Data lines
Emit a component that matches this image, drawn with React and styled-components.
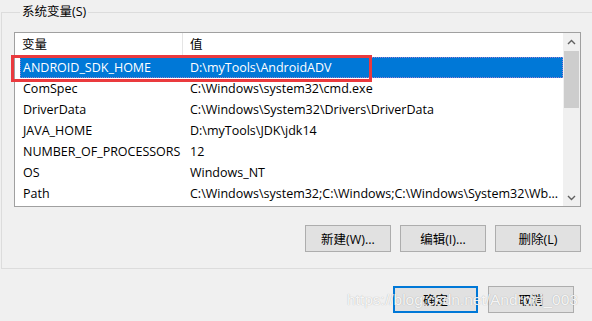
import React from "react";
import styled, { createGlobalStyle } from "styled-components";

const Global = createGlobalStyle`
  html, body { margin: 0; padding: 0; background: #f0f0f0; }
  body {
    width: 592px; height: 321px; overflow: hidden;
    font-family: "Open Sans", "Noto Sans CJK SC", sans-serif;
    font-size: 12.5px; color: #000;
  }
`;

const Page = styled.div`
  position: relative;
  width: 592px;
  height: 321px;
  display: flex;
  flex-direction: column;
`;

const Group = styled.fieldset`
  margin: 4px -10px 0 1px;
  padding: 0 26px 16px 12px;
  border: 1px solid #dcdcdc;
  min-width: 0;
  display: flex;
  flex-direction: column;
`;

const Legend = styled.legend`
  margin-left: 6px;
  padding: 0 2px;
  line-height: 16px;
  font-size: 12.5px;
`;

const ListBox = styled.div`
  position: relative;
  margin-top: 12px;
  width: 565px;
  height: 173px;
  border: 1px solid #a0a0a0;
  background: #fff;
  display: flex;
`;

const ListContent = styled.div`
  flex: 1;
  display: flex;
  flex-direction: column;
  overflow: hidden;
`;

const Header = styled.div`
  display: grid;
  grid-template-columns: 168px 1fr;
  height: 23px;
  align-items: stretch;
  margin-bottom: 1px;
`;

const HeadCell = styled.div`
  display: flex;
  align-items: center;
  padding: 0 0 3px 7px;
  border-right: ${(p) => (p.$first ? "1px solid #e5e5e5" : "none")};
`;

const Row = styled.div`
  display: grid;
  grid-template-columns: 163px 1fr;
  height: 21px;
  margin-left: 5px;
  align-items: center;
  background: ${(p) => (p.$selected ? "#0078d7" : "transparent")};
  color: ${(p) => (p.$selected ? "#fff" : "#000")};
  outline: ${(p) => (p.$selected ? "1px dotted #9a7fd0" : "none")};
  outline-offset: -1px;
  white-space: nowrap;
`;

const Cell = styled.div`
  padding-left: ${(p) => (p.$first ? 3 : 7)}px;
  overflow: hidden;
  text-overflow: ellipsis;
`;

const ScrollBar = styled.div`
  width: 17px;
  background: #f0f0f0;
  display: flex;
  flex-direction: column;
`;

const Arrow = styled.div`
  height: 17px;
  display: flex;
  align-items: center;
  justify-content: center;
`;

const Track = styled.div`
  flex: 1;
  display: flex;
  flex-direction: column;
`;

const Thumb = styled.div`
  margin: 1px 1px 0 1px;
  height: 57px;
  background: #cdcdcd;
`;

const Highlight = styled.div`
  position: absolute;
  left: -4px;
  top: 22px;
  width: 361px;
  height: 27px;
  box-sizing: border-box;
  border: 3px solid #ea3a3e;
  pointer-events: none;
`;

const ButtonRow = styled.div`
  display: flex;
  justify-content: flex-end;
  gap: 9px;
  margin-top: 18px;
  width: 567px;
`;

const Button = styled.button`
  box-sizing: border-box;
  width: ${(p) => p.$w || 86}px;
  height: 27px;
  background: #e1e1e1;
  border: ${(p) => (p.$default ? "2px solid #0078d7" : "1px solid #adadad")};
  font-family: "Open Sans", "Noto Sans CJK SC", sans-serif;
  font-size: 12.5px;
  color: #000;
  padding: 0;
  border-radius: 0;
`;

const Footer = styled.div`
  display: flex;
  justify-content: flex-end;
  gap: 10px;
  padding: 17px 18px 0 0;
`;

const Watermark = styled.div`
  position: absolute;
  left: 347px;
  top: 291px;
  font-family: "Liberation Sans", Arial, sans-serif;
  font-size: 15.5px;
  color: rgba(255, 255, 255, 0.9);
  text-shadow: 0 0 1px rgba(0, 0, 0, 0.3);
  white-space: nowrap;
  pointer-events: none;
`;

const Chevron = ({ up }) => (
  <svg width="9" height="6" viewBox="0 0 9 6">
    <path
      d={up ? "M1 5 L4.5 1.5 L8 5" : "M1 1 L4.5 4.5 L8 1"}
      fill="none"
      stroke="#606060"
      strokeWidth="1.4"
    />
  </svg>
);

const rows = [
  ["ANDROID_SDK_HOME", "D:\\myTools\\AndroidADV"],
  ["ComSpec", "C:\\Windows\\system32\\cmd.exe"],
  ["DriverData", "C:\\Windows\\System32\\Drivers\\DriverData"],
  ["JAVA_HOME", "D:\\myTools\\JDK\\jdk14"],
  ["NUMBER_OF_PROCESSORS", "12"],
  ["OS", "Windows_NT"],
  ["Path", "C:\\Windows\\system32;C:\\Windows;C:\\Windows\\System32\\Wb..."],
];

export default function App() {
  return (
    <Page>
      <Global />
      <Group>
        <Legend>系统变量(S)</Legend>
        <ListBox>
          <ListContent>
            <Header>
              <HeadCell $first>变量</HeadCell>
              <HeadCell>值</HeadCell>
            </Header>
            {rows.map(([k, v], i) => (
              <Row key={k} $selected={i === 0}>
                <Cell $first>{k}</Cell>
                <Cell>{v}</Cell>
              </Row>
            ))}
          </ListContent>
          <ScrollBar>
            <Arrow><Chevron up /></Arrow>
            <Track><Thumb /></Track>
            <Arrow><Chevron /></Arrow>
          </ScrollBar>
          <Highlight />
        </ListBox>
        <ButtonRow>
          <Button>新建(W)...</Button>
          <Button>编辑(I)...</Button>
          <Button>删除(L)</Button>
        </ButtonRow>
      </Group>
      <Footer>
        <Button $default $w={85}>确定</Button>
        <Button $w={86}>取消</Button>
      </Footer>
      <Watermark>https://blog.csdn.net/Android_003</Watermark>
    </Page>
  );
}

Exercise prompt
Report only how many lines in the listing contain the string "components".

Final result
2